## What this task involves:
Produce an exact copy of all the data below, dropping every image.

## Material provided:
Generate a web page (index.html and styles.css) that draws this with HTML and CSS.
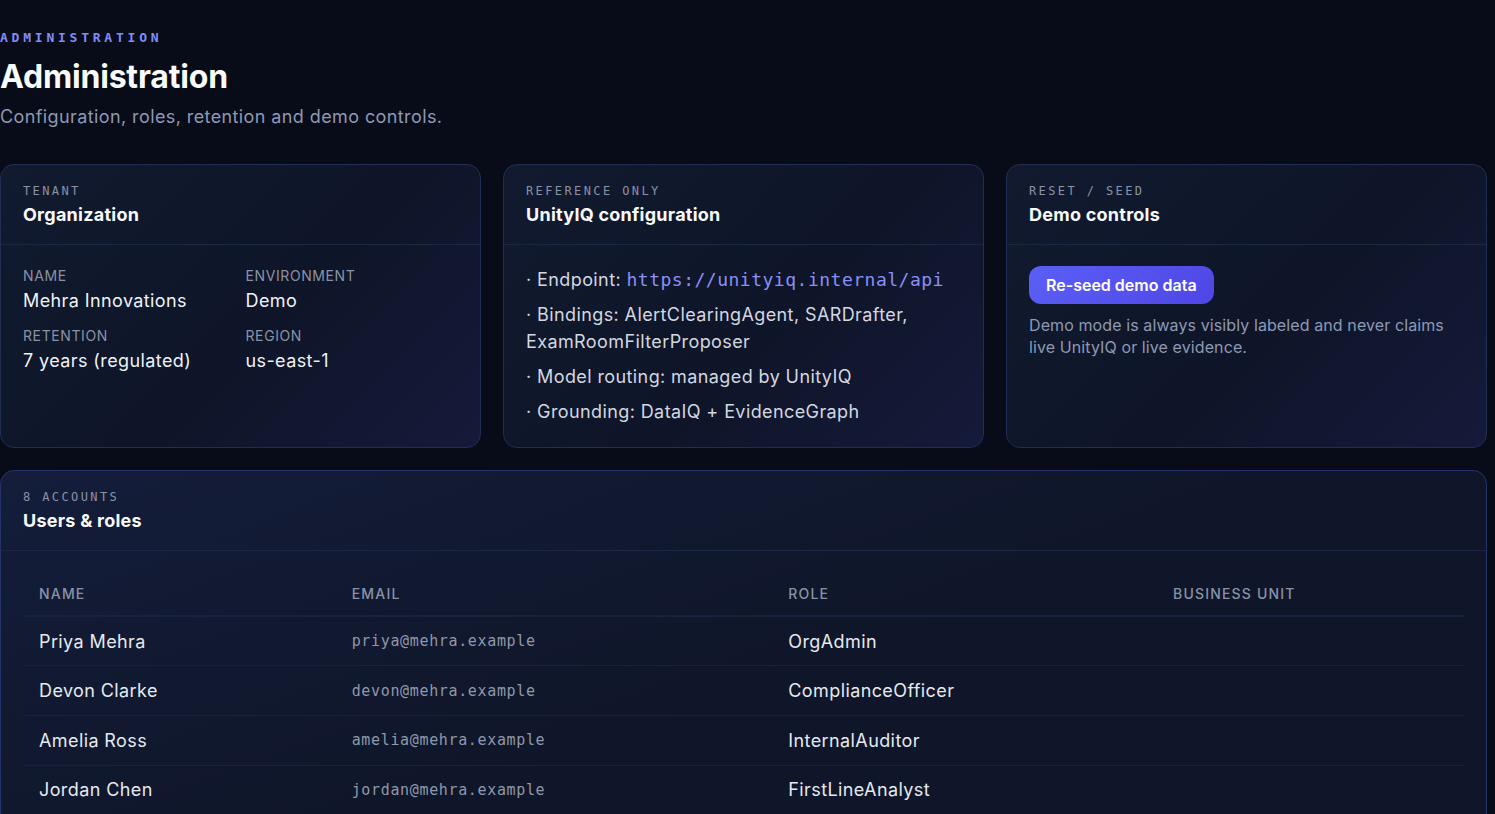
FILE: index.html
```html
<!DOCTYPE html>
<html lang="en">
<head>
<meta charset="utf-8">
<title>Administration</title>
<link rel="stylesheet" href="styles.css">
</head>
<body>
<main class="page">
  <header class="page-head">
    <div class="eyebrow">Administration</div>
    <h1 class="page-title">Administration</h1>
    <p class="page-sub">Configuration, roles, retention and demo controls.</p>
  </header>

  <section class="cards">
    <article class="card">
      <div class="card-head">
        <div class="card-eyebrow">Tenant</div>
        <h2 class="card-title">Organization</h2>
      </div>
      <div class="card-body">
        <dl class="facts">
          <div class="fact"><dt>Name</dt><dd>Mehra Innovations</dd></div>
          <div class="fact"><dt>Environment</dt><dd>Demo</dd></div>
          <div class="fact"><dt>Retention</dt><dd>7 years (regulated)</dd></div>
          <div class="fact"><dt>Region</dt><dd>us-east-1</dd></div>
        </dl>
      </div>
    </article>

    <article class="card">
      <div class="card-head">
        <div class="card-eyebrow">Reference only</div>
        <h2 class="card-title">UnityIQ configuration</h2>
      </div>
      <div class="card-body">
        <ul class="config">
          <li>· Endpoint: <code class="endpoint">https://unityiq.internal/api</code></li>
          <li>· Bindings: AlertClearingAgent, SARDrafter, ExamRoomFilterProposer</li>
          <li>· Model routing: managed by UnityIQ</li>
          <li>· Grounding: DataIQ + EvidenceGraph</li>
        </ul>
      </div>
    </article>

    <article class="card">
      <div class="card-head">
        <div class="card-eyebrow">Reset / Seed</div>
        <h2 class="card-title">Demo controls</h2>
      </div>
      <div class="card-body">
        <button class="btn-primary" type="button">Re-seed demo data</button>
        <p class="note">Demo mode is always visibly labeled and never claims live UnityIQ or live evidence.</p>
      </div>
    </article>
  </section>

  <section class="card card-wide">
    <div class="card-head">
      <div class="card-eyebrow">8 accounts</div>
      <h2 class="card-title">Users &amp; roles</h2>
    </div>
    <div class="card-body table-body">
      <table class="users">
        <colgroup>
          <col class="c-name"><col class="c-email"><col class="c-role"><col class="c-unit">
        </colgroup>
        <thead>
          <tr><th>Name</th><th>Email</th><th>Role</th><th>Business unit</th></tr>
        </thead>
        <tbody>
          <tr><td>Priya Mehra</td><td class="mono">priya@mehra.example</td><td>OrgAdmin</td><td></td></tr>
          <tr><td>Devon Clarke</td><td class="mono">devon@mehra.example</td><td>ComplianceOfficer</td><td></td></tr>
          <tr><td>Amelia Ross</td><td class="mono">amelia@mehra.example</td><td>InternalAuditor</td><td></td></tr>
          <tr><td>Jordan Chen</td><td class="mono">jordan@mehra.example</td><td>FirstLineAnalyst</td><td></td></tr>
          <tr><td>Samir Patel</td><td class="mono">samir@mehra.example</td><td>FirstLineAnalyst</td><td></td></tr>
          <tr><td>Lena Okafor</td><td class="mono">lena@mehra.example</td><td>SecondLineReviewer</td><td></td></tr>
          <tr><td>Marcus Hale</td><td class="mono">marcus@mehra.example</td><td>ModelRiskManager</td><td></td></tr>
          <tr><td>Nora Lindqvist</td><td class="mono">nora@mehra.example</td><td>Examiner</td><td></td></tr>
        </tbody>
      </table>
    </div>
  </section>
</main>
</body>
</html>
```

FILE: styles.css
```css
* { box-sizing: border-box; }

html, body {
  margin: 0;
  padding: 0;
  background: #080c18;
  color: #f1f5f9;
  font-family: "Inter", "Noto Sans", "Liberation Sans", sans-serif;
  letter-spacing: 0.025em;
}

.page {
  width: 1487px;
  padding: 29px 0 40px 0;
  display: flex;
  flex-direction: column;
  gap: 22px;
}

.page-head {
  display: flex;
  flex-direction: column;
  margin-bottom: 12px;
}

.eyebrow {
  font-family: "DejaVu Sans Mono", "Liberation Mono", monospace;
  font-size: 13px;
  line-height: 18px;
  letter-spacing: 0.29em;
  text-transform: uppercase;
  color: #818cf8;
  font-weight: 600;
}

.page-title {
  margin: 8px 0 0 0;
  font-size: 32px;
  line-height: 44px;
  font-weight: 700;
  letter-spacing: -0.006em;
  color: #f8fafc;
}

.page-sub {
  margin: 5px 0 0 0;
  font-size: 18px;
  line-height: 26px;
  color: #8e99b4;
}

.cards {
  display: grid;
  grid-template-columns: 1fr 1fr 1fr;
  gap: 22px;
}

.card {
  border: 1px solid #222d52;
  border-radius: 14px;
  background: linear-gradient(135deg, #111a2f 0%, #0e1528 55%, #151a3a 100%);
  min-height: 284px;
  display: flex;
  flex-direction: column;
}

.card-head {
  padding: 18px 22px 17px 22px;
  border-bottom: 1px solid #1b2644;
}

.card-eyebrow {
  font-family: "DejaVu Sans Mono", "Liberation Mono", monospace;
  font-size: 12px;
  line-height: 16px;
  letter-spacing: 0.2em;
  text-transform: uppercase;
  color: #8a92a6;
}

.card-title {
  margin: 4px 0 0 0;
  font-size: 18px;
  line-height: 24px;
  font-weight: 700;
  letter-spacing: 0.014em;
  color: #f8fafc;
}

.card-body {
  padding: 21px 22px 22px 22px;
}

.facts {
  margin: 0;
  display: grid;
  grid-template-columns: 1fr 1fr;
  column-gap: 10px;
  row-gap: 12px;
}

.fact dt {
  font-size: 14px;
  line-height: 20px;
  letter-spacing: 0.043em;
  text-transform: uppercase;
  color: #8a92a6;
}

.fact dd {
  margin: 2px 0 0 0;
  font-size: 18px;
  line-height: 26px;
  color: #eef2f7;
}

.config {
  list-style: none;
  margin: 0;
  padding: 0;
  display: flex;
  flex-direction: column;
  gap: 8px;
  font-size: 18px;
  line-height: 27px;
  color: #d3d7e0;
}

.endpoint {
  font-family: "DejaVu Sans Mono", "Liberation Mono", monospace;
  font-size: 18px;
  letter-spacing: 0.5px;
  color: #8b8ff7;
}

.btn-primary {
  font-family: inherit;
  font-size: 16px;
  font-weight: 600;
  letter-spacing: 0;
  color: #ffffff;
  background: linear-gradient(135deg, #5b5ff6 0%, #4f46e5 100%);
  border: none;
  border-radius: 12px;
  height: 38px;
  padding: 0 17px;
  cursor: pointer;
}

.note {
  margin: 10px 0 0 0;
  font-size: 16px;
  line-height: 22px;
  letter-spacing: 0.1px;
  color: #8e99b4;
}

.card-wide {
  min-height: 0;
  background: linear-gradient(160deg, #141d3a 0%, #0f1629 45%, #0f1629 100%);
  border-color: #26336a;
}

.table-body {
  padding: 22px 22px 0 22px;
}

.users {
  width: 100%;
  border-collapse: collapse;
  table-layout: fixed;
}

.c-name { width: 21.7%; }
.c-email { width: 30.3%; }
.c-role { width: 26.7%; }
.c-unit { width: 21.3%; }

.users th {
  text-align: left;
  font-size: 14px;
  font-weight: 500;
  letter-spacing: 0.085em;
  text-transform: uppercase;
  color: #8a92a6;
  padding: 11px 16px 11px 16px;
  line-height: 20px;
  border-bottom: 2px solid #18213d;
}

.users td {
  padding: 0 16px;
  height: 49.7px;
  font-size: 18px;
  color: #e5e9f0;
  border-bottom: 1px solid #18213d;
}

.users td.mono {
  font-family: "DejaVu Sans Mono", "Liberation Mono", monospace;
  font-size: 15px;
  letter-spacing: 0.65px;
  color: #8f97aa;
}
```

## Exercise solution:
Generate a web page (index.html and styles.css) that draws this with HTML and CSS.
FILE: index.html
```html
<!DOCTYPE html>
<html lang="en">
<head>
<meta charset="utf-8">
<title>Administration</title>
<link rel="stylesheet" href="styles.css">
</head>
<body>
<main class="page">
  <header class="page-head">
    <div class="eyebrow">Administration</div>
    <h1 class="page-title">Administration</h1>
    <p class="page-sub">Configuration, roles, retention and demo controls.</p>
  </header>

  <section class="cards">
    <article class="card">
      <div class="card-head">
        <div class="card-eyebrow">Tenant</div>
        <h2 class="card-title">Organization</h2>
      </div>
      <div class="card-body">
        <dl class="facts">
          <div class="fact"><dt>Name</dt><dd>Mehra Innovations</dd></div>
          <div class="fact"><dt>Environment</dt><dd>Demo</dd></div>
          <div class="fact"><dt>Retention</dt><dd>7 years (regulated)</dd></div>
          <div class="fact"><dt>Region</dt><dd>us-east-1</dd></div>
        </dl>
      </div>
    </article>

    <article class="card">
      <div class="card-head">
        <div class="card-eyebrow">Reference only</div>
        <h2 class="card-title">UnityIQ configuration</h2>
      </div>
      <div class="card-body">
        <ul class="config">
          <li>· Endpoint: <code class="endpoint">https://unityiq.internal/api</code></li>
          <li>· Bindings: AlertClearingAgent, SARDrafter, ExamRoomFilterProposer</li>
          <li>· Model routing: managed by UnityIQ</li>
          <li>· Grounding: DataIQ + EvidenceGraph</li>
        </ul>
      </div>
    </article>

    <article class="card">
      <div class="card-head">
        <div class="card-eyebrow">Reset / Seed</div>
        <h2 class="card-title">Demo controls</h2>
      </div>
      <div class="card-body">
        <button class="btn-primary" type="button">Re-seed demo data</button>
        <p class="note">Demo mode is always visibly labeled and never claims live UnityIQ or live evidence.</p>
      </div>
    </article>
  </section>

  <section class="card card-wide">
    <div class="card-head">
      <div class="card-eyebrow">8 accounts</div>
      <h2 class="card-title">Users &amp; roles</h2>
    </div>
    <div class="card-body table-body">
      <table class="users">
        <colgroup>
          <col class="c-name"><col class="c-email"><col class="c-role"><col class="c-unit">
        </colgroup>
        <thead>
          <tr><th>Name</th><th>Email</th><th>Role</th><th>Business unit</th></tr>
        </thead>
        <tbody>
          <tr><td>Priya Mehra</td><td class="mono">priya@mehra.example</td><td>OrgAdmin</td><td></td></tr>
          <tr><td>Devon Clarke</td><td class="mono">devon@mehra.example</td><td>ComplianceOfficer</td><td></td></tr>
          <tr><td>Amelia Ross</td><td class="mono">amelia@mehra.example</td><td>InternalAuditor</td><td></td></tr>
          <tr><td>Jordan Chen</td><td class="mono">jordan@mehra.example</td><td>FirstLineAnalyst</td><td></td></tr>
          <tr><td>Samir Patel</td><td class="mono">samir@mehra.example</td><td>FirstLineAnalyst</td><td></td></tr>
          <tr><td>Lena Okafor</td><td class="mono">lena@mehra.example</td><td>SecondLineReviewer</td><td></td></tr>
          <tr><td>Marcus Hale</td><td class="mono">marcus@mehra.example</td><td>ModelRiskManager</td><td></td></tr>
          <tr><td>Nora Lindqvist</td><td class="mono">nora@mehra.example</td><td>Examiner</td><td></td></tr>
        </tbody>
      </table>
    </div>
  </section>
</main>
</body>
</html>
```

FILE: styles.css
```css
* { box-sizing: border-box; }

html, body {
  margin: 0;
  padding: 0;
  background: #080c18;
  color: #f1f5f9;
  font-family: "Inter", "Noto Sans", "Liberation Sans", sans-serif;
  letter-spacing: 0.025em;
}

.page {
  width: 1487px;
  padding: 29px 0 40px 0;
  display: flex;
  flex-direction: column;
  gap: 22px;
}

.page-head {
  display: flex;
  flex-direction: column;
  margin-bottom: 12px;
}

.eyebrow {
  font-family: "DejaVu Sans Mono", "Liberation Mono", monospace;
  font-size: 13px;
  line-height: 18px;
  letter-spacing: 0.29em;
  text-transform: uppercase;
  color: #818cf8;
  font-weight: 600;
}

.page-title {
  margin: 8px 0 0 0;
  font-size: 32px;
  line-height: 44px;
  font-weight: 700;
  letter-spacing: -0.006em;
  color: #f8fafc;
}

.page-sub {
  margin: 5px 0 0 0;
  font-size: 18px;
  line-height: 26px;
  color: #8e99b4;
}

.cards {
  display: grid;
  grid-template-columns: 1fr 1fr 1fr;
  gap: 22px;
}

.card {
  border: 1px solid #222d52;
  border-radius: 14px;
  background: linear-gradient(135deg, #111a2f 0%, #0e1528 55%, #151a3a 100%);
  min-height: 284px;
  display: flex;
  flex-direction: column;
}

.card-head {
  padding: 18px 22px 17px 22px;
  border-bottom: 1px solid #1b2644;
}

.card-eyebrow {
  font-family: "DejaVu Sans Mono", "Liberation Mono", monospace;
  font-size: 12px;
  line-height: 16px;
  letter-spacing: 0.2em;
  text-transform: uppercase;
  color: #8a92a6;
}

.card-title {
  margin: 4px 0 0 0;
  font-size: 18px;
  line-height: 24px;
  font-weight: 700;
  letter-spacing: 0.014em;
  color: #f8fafc;
}

.card-body {
  padding: 21px 22px 22px 22px;
}

.facts {
  margin: 0;
  display: grid;
  grid-template-columns: 1fr 1fr;
  column-gap: 10px;
  row-gap: 12px;
}

.fact dt {
  font-size: 14px;
  line-height: 20px;
  letter-spacing: 0.043em;
  text-transform: uppercase;
  color: #8a92a6;
}

.fact dd {
  margin: 2px 0 0 0;
  font-size: 18px;
  line-height: 26px;
  color: #eef2f7;
}

.config {
  list-style: none;
  margin: 0;
  padding: 0;
  display: flex;
  flex-direction: column;
  gap: 8px;
  font-size: 18px;
  line-height: 27px;
  color: #d3d7e0;
}

.endpoint {
  font-family: "DejaVu Sans Mono", "Liberation Mono", monospace;
  font-size: 18px;
  letter-spacing: 0.5px;
  color: #8b8ff7;
}

.btn-primary {
  font-family: inherit;
  font-size: 16px;
  font-weight: 600;
  letter-spacing: 0;
  color: #ffffff;
  background: linear-gradient(135deg, #5b5ff6 0%, #4f46e5 100%);
  border: none;
  border-radius: 12px;
  height: 38px;
  padding: 0 17px;
  cursor: pointer;
}

.note {
  margin: 10px 0 0 0;
  font-size: 16px;
  line-height: 22px;
  letter-spacing: 0.1px;
  color: #8e99b4;
}

.card-wide {
  min-height: 0;
  background: linear-gradient(160deg, #141d3a 0%, #0f1629 45%, #0f1629 100%);
  border-color: #26336a;
}

.table-body {
  padding: 22px 22px 0 22px;
}

.users {
  width: 100%;
  border-collapse: collapse;
  table-layout: fixed;
}

.c-name { width: 21.7%; }
.c-email { width: 30.3%; }
.c-role { width: 26.7%; }
.c-unit { width: 21.3%; }

.users th {
  text-align: left;
  font-size: 14px;
  font-weight: 500;
  letter-spacing: 0.085em;
  text-transform: uppercase;
  color: #8a92a6;
  padding: 11px 16px 11px 16px;
  line-height: 20px;
  border-bottom: 2px solid #18213d;
}

.users td {
  padding: 0 16px;
  height: 49.7px;
  font-size: 18px;
  color: #e5e9f0;
  border-bottom: 1px solid #18213d;
}

.users td.mono {
  font-family: "DejaVu Sans Mono", "Liberation Mono", monospace;
  font-size: 15px;
  letter-spacing: 0.65px;
  color: #8f97aa;
}
```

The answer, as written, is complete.